O criador do conceito de “engenharia gandhiana” diz que fazer mais barato não é suficiente

Ramesh Mashelkar, o cientista indiano que cunhou a expressão engenharia gandhiana e defende uma forma de inovação centrada em fazer mais com menos para mais gente, sustenta que sua concepção de negócios é diferente da engenharia frugal, muito em voga na Índia. Qualidade e desempenho, segundo ele, são inegociáveis nos produtos e serviços inspirados pela filosofia de Mahatma Gandhi, o grande líder pacifista da independência indiana. Nesta breve entrevista concedida a Época NEGÓCIOS a partir de seu escritório em Pune, na Índia, Mashelkar, hoje membro da Global Research Alliance, diz que o Brasil tem potencial semelhante ao da Índia para inovar com os mais pobres em vista.

ÉPOCA NEGÓCIOS – Qual é a diferença entre engenharia gandhiana e engenharia frugal, se é que há alguma?
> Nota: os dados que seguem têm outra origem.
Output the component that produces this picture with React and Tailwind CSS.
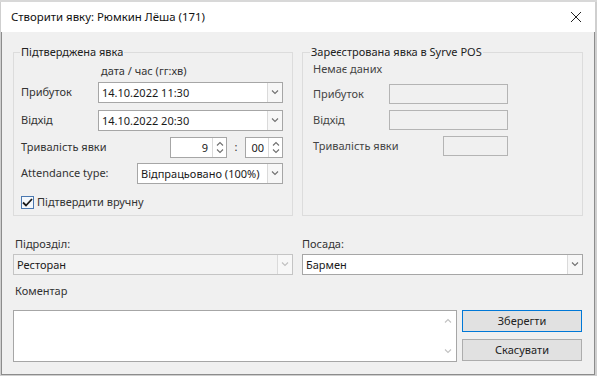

Ramesh Mashelkar – A engenharia frugal é baseada em minimizar despesas, mesmo que às custas de reduzir o desempenho [dos produtos e serviços assim criados]. Então, “menos por menos” é aceitável, desde que sirva para “mais e mais” pessoas. A engenharia gandhiana é inteiramente centrada em “mais com menos para mais pessoas”. Ela insiste em oferecer alto valor emocional e funcional mesmo para as pessoas na base da pirâmide.

EN - Qual um bom exemplo de produto ou serviço nascido da engenharia gandhiana?
RM - A Aravind Eye Care [um centro oftalmológico indiano], que oferece por algo entre US$ 30 e US$ 300 cirurgias de catarata que custam US$ 3000 internacionalmente. Eles não oferecem baixa qualidade. Na verdade, uma comparação com a Faculdade Real de Cirurgiões Oftalmologistas, no Reino Unido, mostra que o desempenho da Aravind é melhor pelos parâmetros pós-operatórios.